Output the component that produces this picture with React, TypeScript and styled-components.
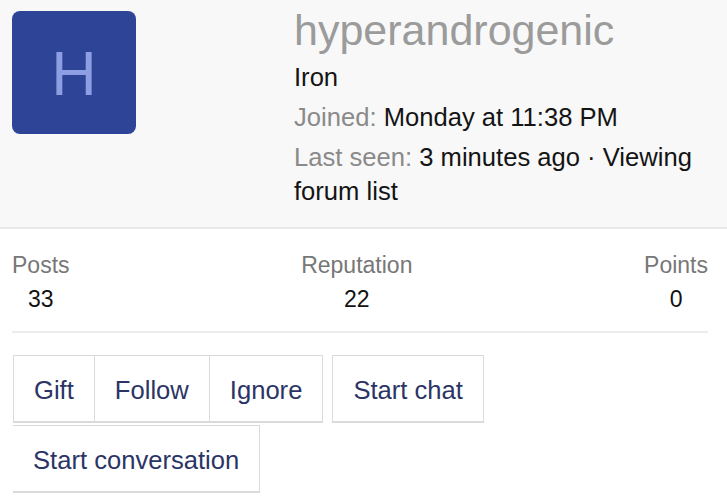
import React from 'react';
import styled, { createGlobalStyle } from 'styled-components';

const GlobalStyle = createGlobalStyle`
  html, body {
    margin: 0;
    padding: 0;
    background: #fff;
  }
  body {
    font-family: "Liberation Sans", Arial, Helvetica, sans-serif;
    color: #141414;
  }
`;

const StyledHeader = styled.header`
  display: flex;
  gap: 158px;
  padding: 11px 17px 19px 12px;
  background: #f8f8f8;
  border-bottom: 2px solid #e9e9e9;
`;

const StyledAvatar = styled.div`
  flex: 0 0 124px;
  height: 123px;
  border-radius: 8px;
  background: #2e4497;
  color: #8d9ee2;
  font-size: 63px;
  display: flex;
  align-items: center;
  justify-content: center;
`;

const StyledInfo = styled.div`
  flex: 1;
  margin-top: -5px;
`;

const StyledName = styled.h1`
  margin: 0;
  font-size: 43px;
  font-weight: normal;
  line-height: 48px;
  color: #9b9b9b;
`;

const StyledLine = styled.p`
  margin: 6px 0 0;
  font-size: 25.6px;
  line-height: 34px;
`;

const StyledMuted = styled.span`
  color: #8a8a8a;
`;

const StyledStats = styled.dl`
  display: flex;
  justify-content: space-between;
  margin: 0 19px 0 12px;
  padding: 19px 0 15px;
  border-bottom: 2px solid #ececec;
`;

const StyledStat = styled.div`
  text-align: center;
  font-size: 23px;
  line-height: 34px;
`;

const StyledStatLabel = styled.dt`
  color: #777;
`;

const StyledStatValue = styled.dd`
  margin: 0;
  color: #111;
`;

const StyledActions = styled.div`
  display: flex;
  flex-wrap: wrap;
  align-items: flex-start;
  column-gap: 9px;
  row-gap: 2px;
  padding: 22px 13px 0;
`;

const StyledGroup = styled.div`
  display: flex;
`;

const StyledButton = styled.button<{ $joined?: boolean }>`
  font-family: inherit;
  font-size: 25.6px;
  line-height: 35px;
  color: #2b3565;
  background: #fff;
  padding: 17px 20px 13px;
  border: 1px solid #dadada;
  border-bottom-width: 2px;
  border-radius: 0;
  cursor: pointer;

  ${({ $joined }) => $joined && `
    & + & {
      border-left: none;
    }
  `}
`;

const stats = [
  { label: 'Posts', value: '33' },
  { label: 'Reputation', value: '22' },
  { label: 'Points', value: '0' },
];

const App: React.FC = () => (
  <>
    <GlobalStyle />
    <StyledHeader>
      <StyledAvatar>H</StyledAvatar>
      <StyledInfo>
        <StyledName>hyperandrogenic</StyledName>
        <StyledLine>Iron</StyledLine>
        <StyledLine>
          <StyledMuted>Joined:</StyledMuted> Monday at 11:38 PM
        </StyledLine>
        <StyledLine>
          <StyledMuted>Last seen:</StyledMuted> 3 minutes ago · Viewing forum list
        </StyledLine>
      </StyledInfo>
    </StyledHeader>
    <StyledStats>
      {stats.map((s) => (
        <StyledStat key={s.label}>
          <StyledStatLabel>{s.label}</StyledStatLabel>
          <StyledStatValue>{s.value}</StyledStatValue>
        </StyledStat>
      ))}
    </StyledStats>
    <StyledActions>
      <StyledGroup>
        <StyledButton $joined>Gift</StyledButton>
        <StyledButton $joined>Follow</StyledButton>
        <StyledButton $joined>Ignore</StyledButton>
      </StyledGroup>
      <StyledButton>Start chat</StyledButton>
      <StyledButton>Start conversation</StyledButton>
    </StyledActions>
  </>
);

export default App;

_ _ _ _

> **Aim**:
Output the lines above in full and exactly as given, omitting any pictures.

> **Written answer**:
Output the component that produces this picture with React, TypeScript and styled-components.
import React from 'react';
import styled, { createGlobalStyle } from 'styled-components';

const GlobalStyle = createGlobalStyle`
  html, body {
    margin: 0;
    padding: 0;
    background: #fff;
  }
  body {
    font-family: "Liberation Sans", Arial, Helvetica, sans-serif;
    color: #141414;
  }
`;

const StyledHeader = styled.header`
  display: flex;
  gap: 158px;
  padding: 11px 17px 19px 12px;
  background: #f8f8f8;
  border-bottom: 2px solid #e9e9e9;
`;

const StyledAvatar = styled.div`
  flex: 0 0 124px;
  height: 123px;
  border-radius: 8px;
  background: #2e4497;
  color: #8d9ee2;
  font-size: 63px;
  display: flex;
  align-items: center;
  justify-content: center;
`;

const StyledInfo = styled.div`
  flex: 1;
  margin-top: -5px;
`;

const StyledName = styled.h1`
  margin: 0;
  font-size: 43px;
  font-weight: normal;
  line-height: 48px;
  color: #9b9b9b;
`;

const StyledLine = styled.p`
  margin: 6px 0 0;
  font-size: 25.6px;
  line-height: 34px;
`;

const StyledMuted = styled.span`
  color: #8a8a8a;
`;

const StyledStats = styled.dl`
  display: flex;
  justify-content: space-between;
  margin: 0 19px 0 12px;
  padding: 19px 0 15px;
  border-bottom: 2px solid #ececec;
`;

const StyledStat = styled.div`
  text-align: center;
  font-size: 23px;
  line-height: 34px;
`;

const StyledStatLabel = styled.dt`
  color: #777;
`;

const StyledStatValue = styled.dd`
  margin: 0;
  color: #111;
`;

const StyledActions = styled.div`
  display: flex;
  flex-wrap: wrap;
  align-items: flex-start;
  column-gap: 9px;
  row-gap: 2px;
  padding: 22px 13px 0;
`;

const StyledGroup = styled.div`
  display: flex;
`;

const StyledButton = styled.button<{ $joined?: boolean }>`
  font-family: inherit;
  font-size: 25.6px;
  line-height: 35px;
  color: #2b3565;
  background: #fff;
  padding: 17px 20px 13px;
  border: 1px solid #dadada;
  border-bottom-width: 2px;
  border-radius: 0;
  cursor: pointer;

  ${({ $joined }) => $joined && `
    & + & {
      border-left: none;
    }
  `}
`;

const stats = [
  { label: 'Posts', value: '33' },
  { label: 'Reputation', value: '22' },
  { label: 'Points', value: '0' },
];

const App: React.FC = () => (
  <>
    <GlobalStyle />
    <StyledHeader>
      <StyledAvatar>H</StyledAvatar>
      <StyledInfo>
        <StyledName>hyperandrogenic</StyledName>
        <StyledLine>Iron</StyledLine>
        <StyledLine>
          <StyledMuted>Joined:</StyledMuted> Monday at 11:38 PM
        </StyledLine>
        <StyledLine>
          <StyledMuted>Last seen:</StyledMuted> 3 minutes ago · Viewing forum list
        </StyledLine>
      </StyledInfo>
    </StyledHeader>
    <StyledStats>
      {stats.map((s) => (
        <StyledStat key={s.label}>
          <StyledStatLabel>{s.label}</StyledStatLabel>
          <StyledStatValue>{s.value}</StyledStatValue>
        </StyledStat>
      ))}
    </StyledStats>
    <StyledActions>
      <StyledGroup>
        <StyledButton $joined>Gift</StyledButton>
        <StyledButton $joined>Follow</StyledButton>
        <StyledButton $joined>Ignore</StyledButton>
      </StyledGroup>
      <StyledButton>Start chat</StyledButton>
      <StyledButton>Start conversation</StyledButton>
    </StyledActions>
  </>
);

export default App;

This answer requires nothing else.